La piste d'une vengeance après l'arrêt du versement de commissions a pris de l'ampleur dans l'enquête sur l'attentat suicide qui fit en 2002 15 morts, dont onze Français de la DCN travaillant à la construction de sous-marins vendus par Paris.
Plusieurs témoins-clés, dont l'ancien ministre de la Défense Charles Millon et Dominique de Villepin, secrétaire général de l'Elysée sous Jacques Chirac, ont confirmé que, tout juste élu en 1995, le chef de l'Etat avait demandé de mettre fin aux contrats pouvant donner lieu à des rétro-commissions, dont celui des ventes de sous-marins.
La justice s'interroge sur un possible financement illégal par ces sommes d'argent de la campagne présidentielle d'Edouard Balladur en 1995, dont Nicolas Sarkozy était le porte-parole.
Alain Juppé a insisté sur le fait qu'on en était pour le moment "au stade des rumeurs et des allégations." "Est-ce qu'il y a un lien entre l'attentat de Karachi et l'interruption des commissions ? On n'en sait rien", a-t-il dit.
Il a affirmé ne pas avoir entendu parler lui-même de "rétrocommissions" quand il était Premier ministre.
Dominique de Villepin avait lancé la charge vendredi soir en confirmant l'existence de "très forts soupçons de rétrocommissions illégales".
De Lisbonne, en marge du sommet de l'Otan, Nicolas Sarkozy a aussitôt contre-attaqué, dénonçant une "polémique qui n'a pas lieu d'être".
"La justice est saisie, qu'elle fasse son travail et qu'on n'essaye pas de coller dessus des commentaires politiciens qui ne sont vraiment pas à la hauteur de la douleur des familles qui ont perdu leurs proches", a-t-il dit.

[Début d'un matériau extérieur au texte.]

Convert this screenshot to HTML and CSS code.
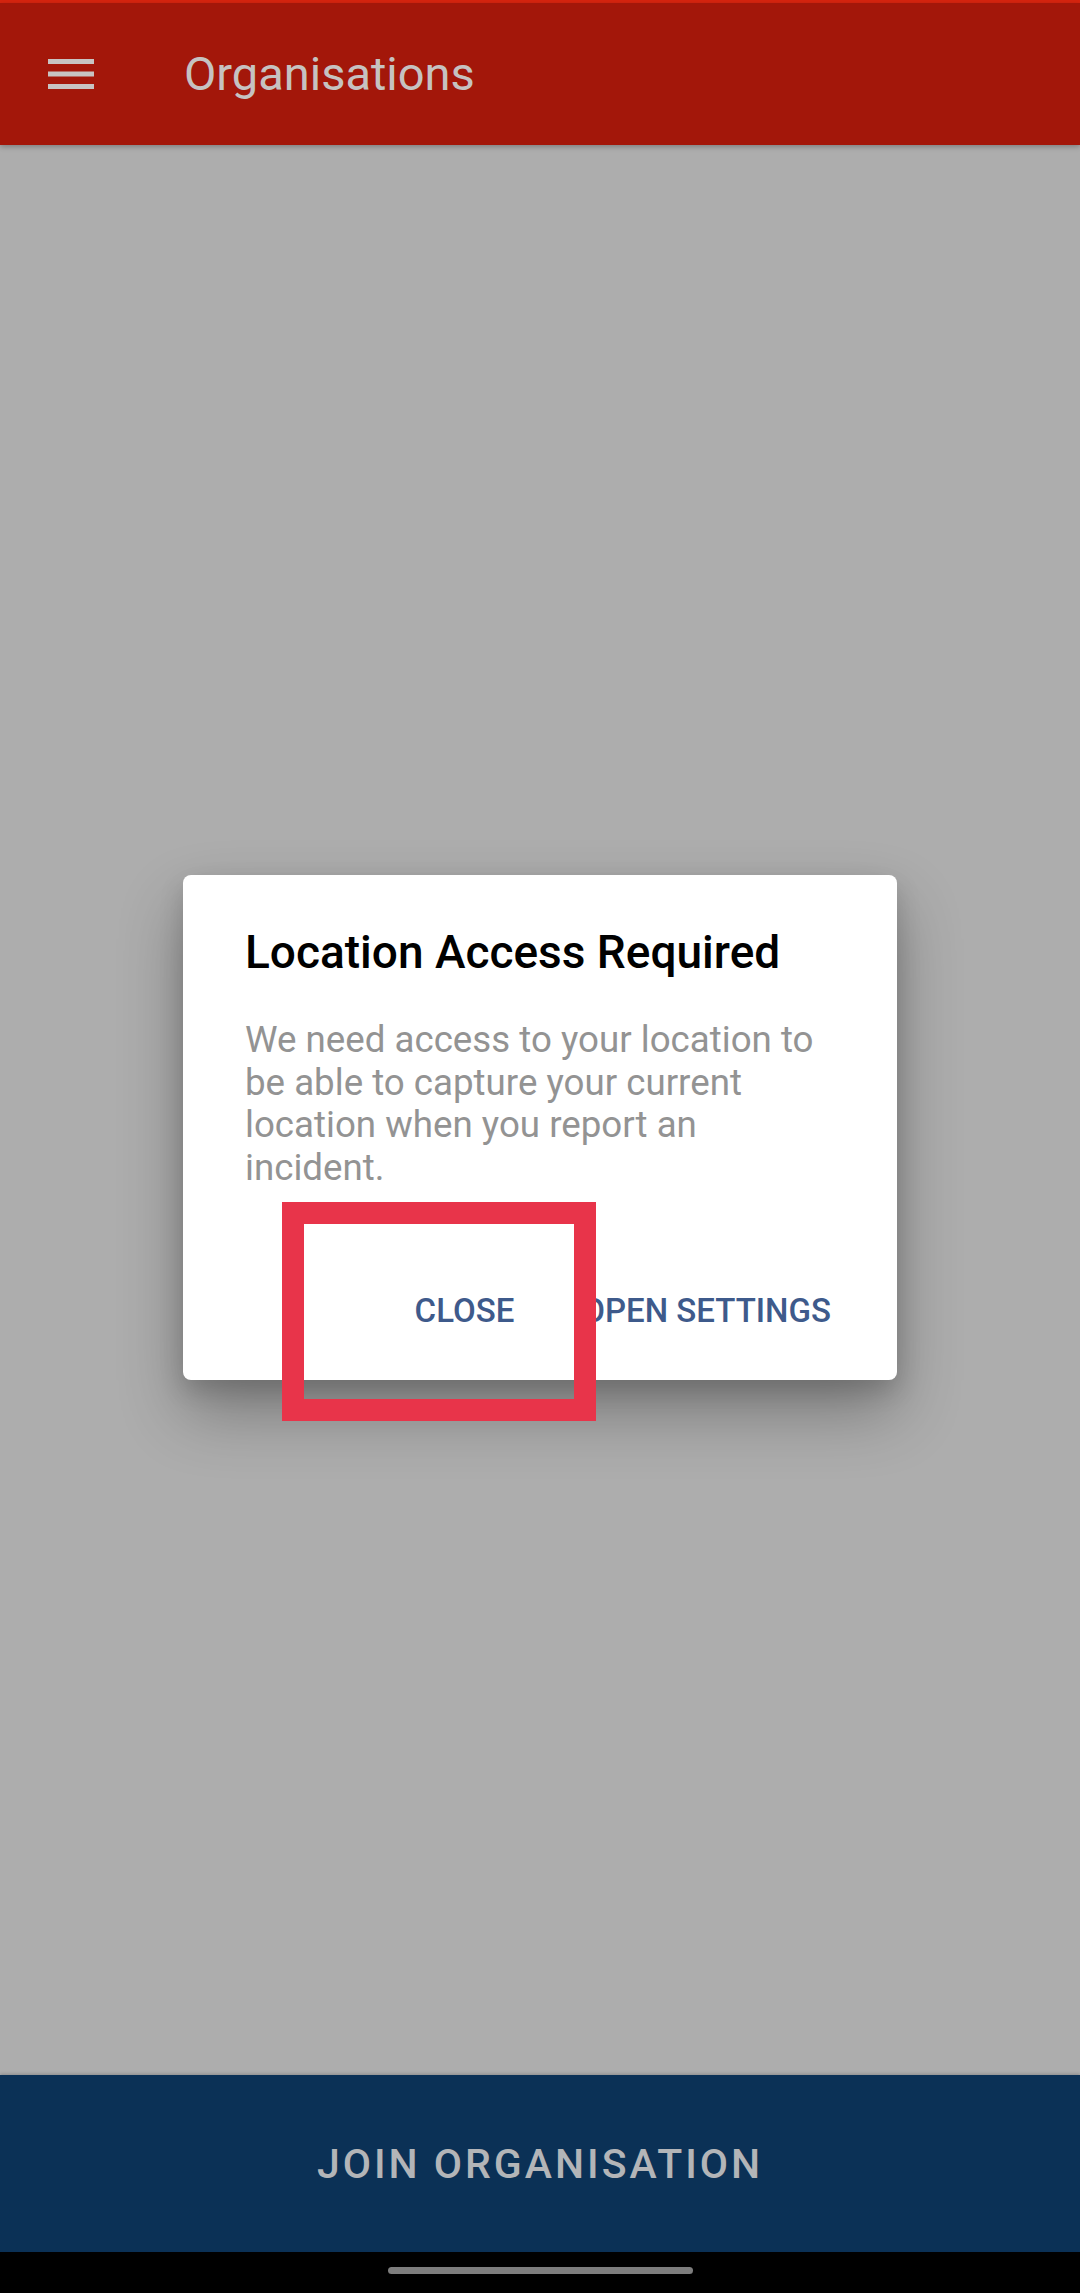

Le président du Conseil constitutionnel, Jean-Louis Debré, a refusé de transmettre au juge Renaud Van Ruymbeke les délibérations sur les comptes de la campagne présidentielle d'Edouard Balladur en 1995, ces dernières étant couvertes par le secret pendant 25 ans.
Un moment visé par les familles de victimes de l'attentat, Dominique de Villepin a demandé à être entendu comme témoin par le juge Van Ruymbeke le plus vite possible.
En conséquence, les familles ont décidé de surseoir à la plainte envisagée contre l'ex-Premier ministre pour "mise en danger d'autrui" dans l'attente d'éventuelles précisions de sa part.
Dimanche soir, Dominique de Villepin a estimé qu'il n'y avait "aucun lien" entre l'attentat et l'arrêt du versement des commissions décidé par Jacques Chirac.
"A ma connaissance, il n'y a aucun lien. Nous sommes dans un cas en 1995, nous sommes dans l'autre cas en 2002, ce n'est pas le même gouvernement pakistanais, ce ne sont pas les mêmes circonstances au Pakistan", a-t-il dit.
Dominique de Villepin a souligné que l'arrêt des commissions ne visait pas des Pakistanais, mais des intermédiaires d'autres pays. Un Libanais apparaît dans l'enquête judiciaire.